The market turbulence “suggests that the fallout of receding euro hopes could be quite damaging,” says Riccardo Barbieri Hermitte, an emerging-markets economist at Morgan Stanley in London.

The abrupt reversal of fortune for Hungary, which slashed interest rates to fend off speculative pressure for an appreciation of the forint as recently as January 2003, came as a rude shock to policymakers. “Three or four years ago, nobody thought this kind of turbulence could happen,” Csaba László, Hungary’s Finance Minister, tells II . László spent months insisting that Hungary didn’t need a course correction before bowing to market pressure in December and announcing cutbacks in a popular mortgage subsidy program in an effort to reduce the country’s gaping budget and current-account deficits.

THE TURBULENCE IN HUNGARY HAS SPARKED A major debate about the stance that Eastern European countries should take toward the euro. Hungary continues to regard early entry to the euro zone as a paramount goal, believing it will guarantee economic stability and reassure foreign investors. To further that aim, the country plans to peg the forint to the euro in a revived Exchange Rate Mechanism, known as ERM II, after it joins the EU in May, just as Western European countries pegged the French franc, lira, peseta and other currencies to the deutsche mark in the ‘90s in preparation for launching the euro. “The euro itself is an integrating power for the whole economy, the whole society,” says László. “This is clearly of interest to the business sector and ordinary people.”

An early attempt to fix the exchange rate in ERM II could merely invite more speculative attacks against the forint, though. Many economists believe the accession countries should focus instead on fostering growth, reducing budget deficits and pursuing structural reforms, such as deregulating energy and telecommunications markets and getting around to those difficult privatizations. Accession countries, they say, should be firmly on the path of achieving real economic convergence in living standards -- the strategy that Poland and the Czech Republic have adopted -- before they attempt financial convergence with the euro zone.

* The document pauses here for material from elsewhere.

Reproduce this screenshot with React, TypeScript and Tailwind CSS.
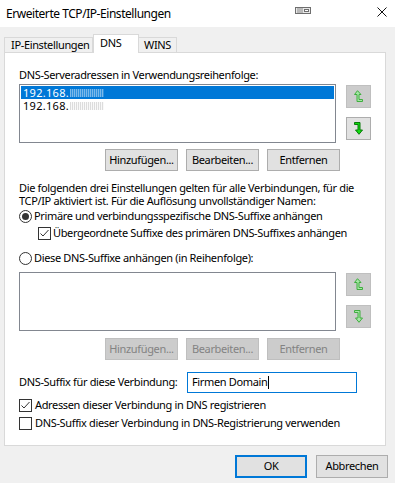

“For me, the question is not when to join the euro zone,” says Jean Lemierre, president of the European Bank for Reconstruction and Development, the multilateral agency that has played a key role in financing transition in Eastern Europe. “The question is, what must they do to attract investment, create wealth and reduce the deficit. Exchange rate targets can help to drive policy reform, but it would be a mistake to join too early.”

Hungary’s problems have reinforced Poland’s determination to focus on growth while letting the zŽloty’s exchange rate float. Finance Minister Andrzej Raczko says the government won’t attempt to establish a timetable for euro entry before the end of 2004, or until it sees whether it can meet its targets for growth, foreign investment and deficit reduction. The Czech government has also refused to set a date for euro entry, preferring to concentrate on growth in the short term. Asked about Hungary’s efforts to peg the forint to the euro, Finance Minister László tells II bluntly, “I think it was a wrong decision.”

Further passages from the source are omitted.